続いて4月11日に、同社と業務提携をしている大日本住友製薬株式会社(東証一部)が、中期経営計画の中で、SB623を「開発方針検討中」と発表したことから、株が買われました。

昨年11月末の治験失敗の発表以来、大日本住友製薬から資金を打ち切られるのではないか、との憶測が、サンバイオ株の下落圧力になっていました。しかしコメントが「検討中」に留まったことから、開発は継続される、と判断されたようです。

さらに、17日にはテレビの経済番組で取り上げられたこともあって、翌日の同社の株はストップ高となったのです。

現状では、サンバイオ社の復活を思わせる展開となっていますが、本当にこれで「めでたし、めでたし」なのでしょうか? どうして、まるでジェットコースターのように、株価が上がったり下がったりを繰り返すのでしょうか?

またまた激しく上下する? 東証マザーズ市場の難しさ

実は、サンバイオ社が上場している東証マザーズという株式市場は、東京証券取引所に開設されている、主に新興企業向けの市場です。

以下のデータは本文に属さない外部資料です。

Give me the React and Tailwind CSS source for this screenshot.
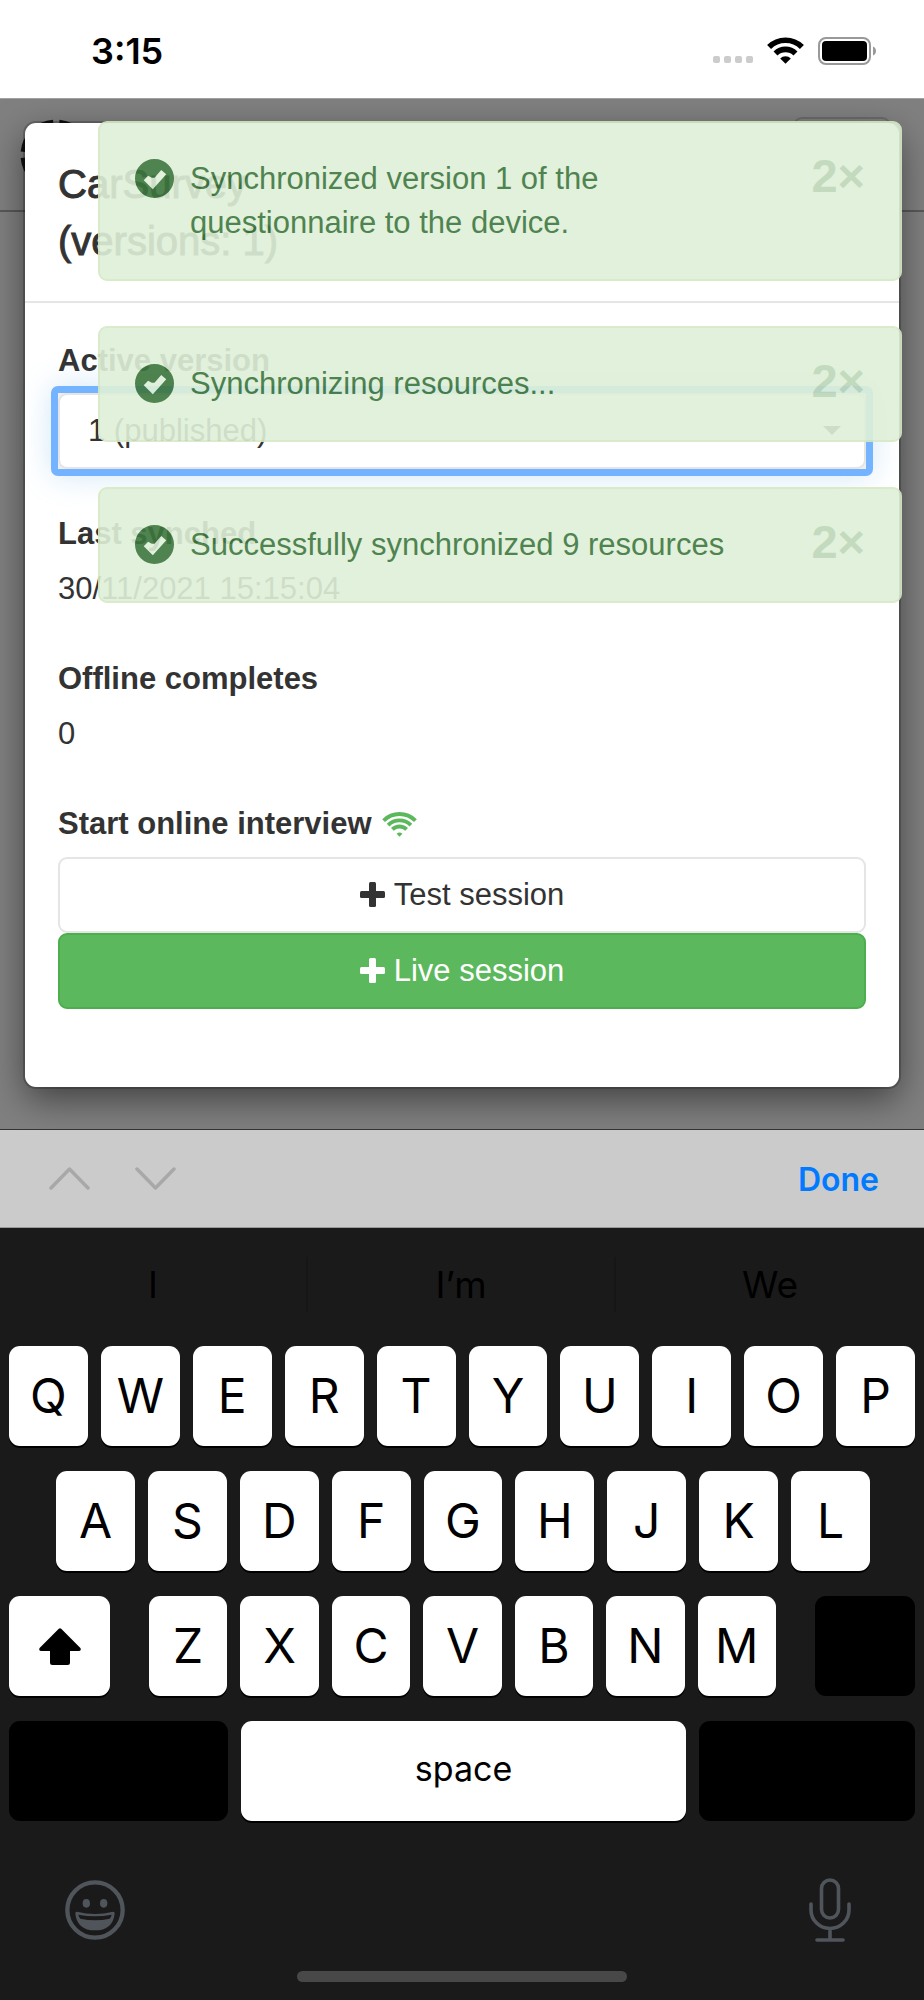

この市場の特徴としては、東証一部、二部などの市場に比べると上場基準がゆるく、成長性を重視し、条件をクリアできれば赤字でも上場できる、という点が挙げられます。

もともと1999年に開設された東証マザーズは、規模が小さく、たとえば東証一部と比べても、上場企業数で約7.7倍、時価総額に至っては100倍以上の差があります(日本取引所グループHP、2019年1月末の数字で比較)。

小さい市場を見る際に、気をつけなければならないのが、この“規模感”です。市場全体が小さく、上場している会社の発行株式も少ない場合、それだけ1取引が市場に与える影響が大きくなります。

市場が小さいということは、取引自体が少なく、流動性に欠けるため、少しの変動でも投資家心理を煽りやすくなります。取引が偏りがちで、価格が乱高下を繰り返します。

確かに、東証マザーズには「次世代の企業を育成する」という、大きな役割があります。しかし、私たちのように(プロの投資家ではない)兼業投資家にしてみれば、マザーズは参入するのが非常に難しい市場です。

東証マザーズは、公の取引所とはいえ、ハイリスク・ハイリターンの市場なのです。

2. ホワイト案件に潜む危険性

サンバイオ社は、上場した2015年は利益が出ていたものの、その後の4年間はずっと赤字で、売上も伸びていません。従業員は8名で、アメリカの子会社を含めても32名という、典型的なベンチャー企業です(日経新聞電子版、同社のHPより)。

このような小さな会社が、これだけ社会にインパクトを与えられる、というのが新興市場の面白さでもあり、難しさでもあるのでしょう。